5. Serialization Errors #
Serialization errors occur when Spark cannot serialize user-defined classes or objects, resulting in:
org.apache.spark.SparkException: Task not serializable
Root Causes: #
- Custom classes not implementing
Serializable
. - Anonymous functions capturing non-serializable outer variables.
- Incorrect usage of broadcast variables.
Solutions: #
- Implement Serializable:
class CustomClass extends Serializable { ... }
- Check closures: Ensure variables used in transformations are serializable.
- Test serializability:
import java.io.{ObjectOutputStream, ByteArrayOutputStream} def isSerializable(obj: Any): Boolean = { try { val byteArrayOutputStream = new ByteArrayOutputStream() val objectOutputStream = new ObjectOutputStream(byteArrayOutputStream) objectOutputStream.writeObject(obj) objectOutputStream.close() true } catch { case _: Exception => false } }
6. Long Garbage Collection (GC) Times #
Excessive GC times can degrade Spark job performance:
ExecutorLostFailure (executor exited due to long GC pauses)
Solutions: #
- Tune JVM GC parameters:
spark-submit --conf "spark.executor.extraJavaOptions=-XX:+UseG1GC -XX:InitiatingHeapOccupancyPercent=35"

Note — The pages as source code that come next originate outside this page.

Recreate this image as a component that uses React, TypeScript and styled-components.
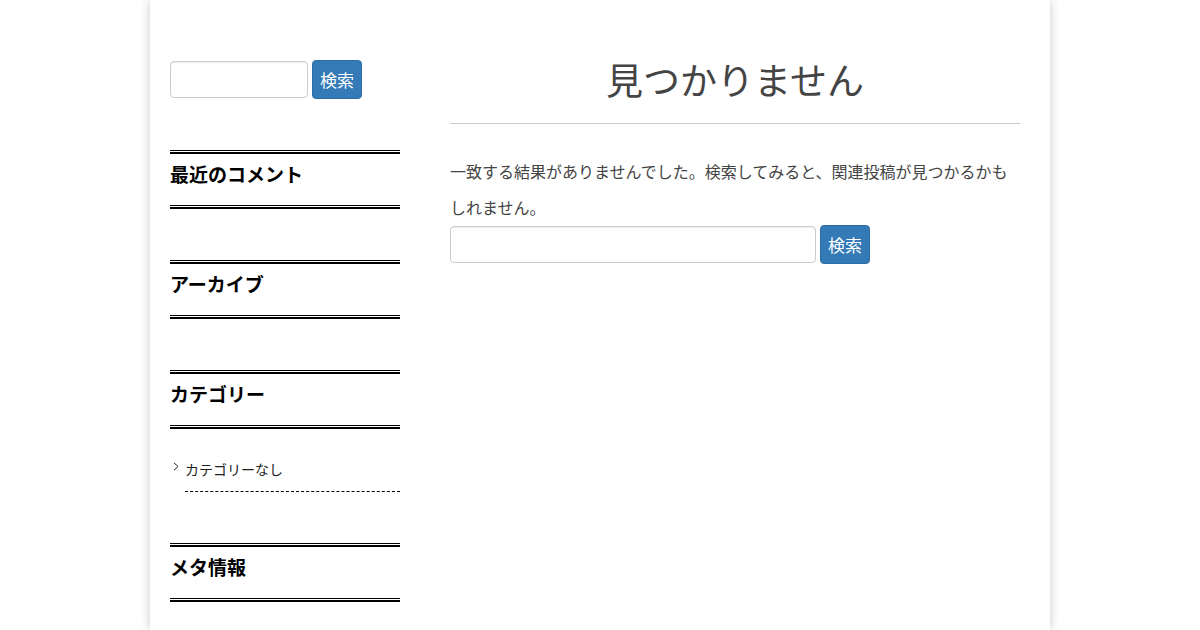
import styled, { createGlobalStyle } from "styled-components";

const GlobalStyle = createGlobalStyle`
  html, body {
    margin: 0;
    padding: 0;
    background: #fff;
    font-family: "Noto Sans CJK JP", "Noto Sans", sans-serif;
    color: #333;
  }
`;

const Page = styled.div`
  width: 900px;
  min-height: 630px;
  margin: 0 auto;
  box-sizing: border-box;
  padding: 60px 30px 0 20px;
  display: flex;
  gap: 50px;
  align-items: flex-start;
  box-shadow: 0 0 10px rgba(0, 0, 0, 0.22);
`;

const Sidebar = styled.aside`
  width: 230px;
  flex-shrink: 0;
  display: flex;
  flex-direction: column;
  gap: 51px;
`;

const Main = styled.main`
  flex: 1;
`;

const SearchForm = styled.form`
  display: flex;
  align-items: center;
  gap: 4px;
`;

const SearchInput = styled.input<{ $width: number }>`
  width: ${(p) => p.$width}px;
  height: 37px;
  box-sizing: border-box;
  border: 1px solid #ccc;
  border-radius: 4px;
  padding: 0 8px;
  font: inherit;
  box-shadow: inset 0 1px 1px rgba(0, 0, 0, 0.075);
`;

const SearchButton = styled.button`
  height: 39px;
  box-sizing: border-box;
  padding: 0 7px;
  background: #337ab7;
  border: 1px solid #2e6da4;
  border-radius: 4px;
  color: #fff;
  font-family: "Noto Sans CJK JP", sans-serif;
  font-size: 17px;
  line-height: 1;
  cursor: pointer;
`;

const Widget = styled.section``;

const WidgetTitle = styled.h3`
  margin: 0;
  padding: 12px 0 22px;
  font-size: 19px;
  line-height: 22px;
  font-weight: 700;
  color: #000;
  border-top: 1px solid #000;
  border-bottom: 2px solid #000;
  box-shadow: inset 0 1px 0 #fff, inset 0 3px 0 #000, inset 0 -1px 0 #fff,
    inset 0 -2px 0 #000;
`;

const List = styled.ul`
  list-style: none;
  margin: 0;
  padding: 0;
`;

const ListItem = styled.li`
  display: flex;
  align-items: center;
  margin-left: 15px;
  padding: 30px 0 12px;
  font-size: 14px;
  line-height: 20px;
  color: #222;
  border-bottom: 1px dashed #000;
`;

const Chevron = styled.svg`
  width: 6px;
  height: 9px;
  margin-left: -12px;
  margin-right: 6px;
  margin-top: -5px;
  flex-shrink: 0;
`;

const PageTitle = styled.h1`
  margin: -3px 0 0;
  padding-bottom: 22px;
  text-align: center;
  font-size: 37px;
  line-height: 44px;
  font-weight: 400;
  color: #444;
  border-bottom: 1px solid #ccc;
`;

const Message = styled.p`
  margin: 29px 0 0;
  font-size: 16px;
  line-height: 36px;
  color: #444;
`;

const sidebarWidgets = ["最近のコメント", "アーカイブ"];

export default function App() {
  return (
    <>
      <GlobalStyle />
      <Page>
        <Sidebar>
          <SearchForm onSubmit={(e) => e.preventDefault()}>
            <SearchInput $width={138} type="text" />
            <SearchButton type="submit">検索</SearchButton>
          </SearchForm>
          {sidebarWidgets.map((title) => (
            <Widget key={title}>
              <WidgetTitle>{title}</WidgetTitle>
            </Widget>
          ))}
          <Widget>
            <WidgetTitle>カテゴリー</WidgetTitle>
            <List>
              <ListItem>
                <Chevron viewBox="0 0 6 9">
                  <path d="M1 0.8 L5 4.5 L1 8.2" fill="none" stroke="#222" strokeWidth="1" />
                </Chevron>
                カテゴリーなし
              </ListItem>
            </List>
          </Widget>
          <Widget>
            <WidgetTitle>メタ情報</WidgetTitle>
          </Widget>
        </Sidebar>
        <Main>
          <PageTitle>見つかりません</PageTitle>
          <Message>
            一致する結果がありませんでした。検索してみると、関連投稿が見つかるかもしれません。
          </Message>
          <SearchForm onSubmit={(e) => e.preventDefault()}>
            <SearchInput $width={366} type="text" />
            <SearchButton type="submit">検索</SearchButton>
          </SearchForm>
        </Main>
      </Page>
    </>
  );
}
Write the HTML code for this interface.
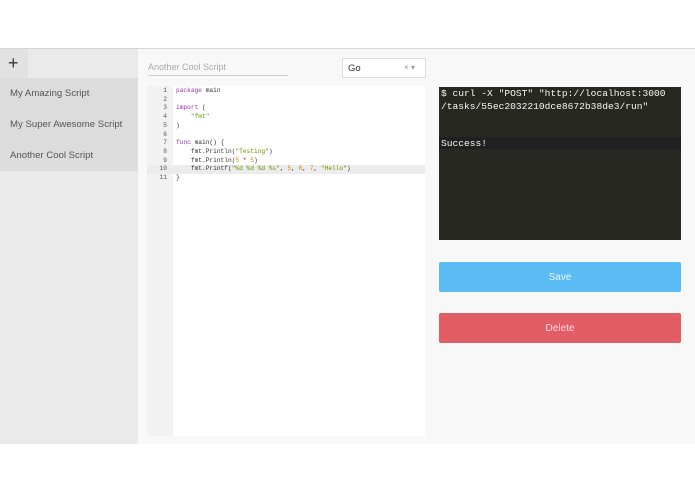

- Refer to Spark GC tuning documentation: Apache Spark GC Tuning Guide
7. Incorrect Results Due to DataFrame API Misuse #
Misuse of the DataFrame API can lead to logical errors:
WARN QueryExecution: org.apache.spark.sql.catalyst.analysis.UnresolvedException
Solutions: #
- Understand lazy evaluation: Remember that Spark transformations are lazy and require actions to execute.
- Debug transformations:
df.explain(true)
8. Slow Job Execution #
Poorly optimized Spark jobs can lead to long execution times:
Stage Y contains a task with very large runtime: 1024.0s
Solutions: #
- Optimize queries: Rewrite queries to reduce complexity.
- Use caching:
val cachedDF = df.cache()
Conclusion #
By understanding and addressing these common errors, you can ensure smoother operations and improved performance in Apache Spark production environments. Proper tuning, optimization, and debugging techniques are essential for handling large-scale data processing effectively.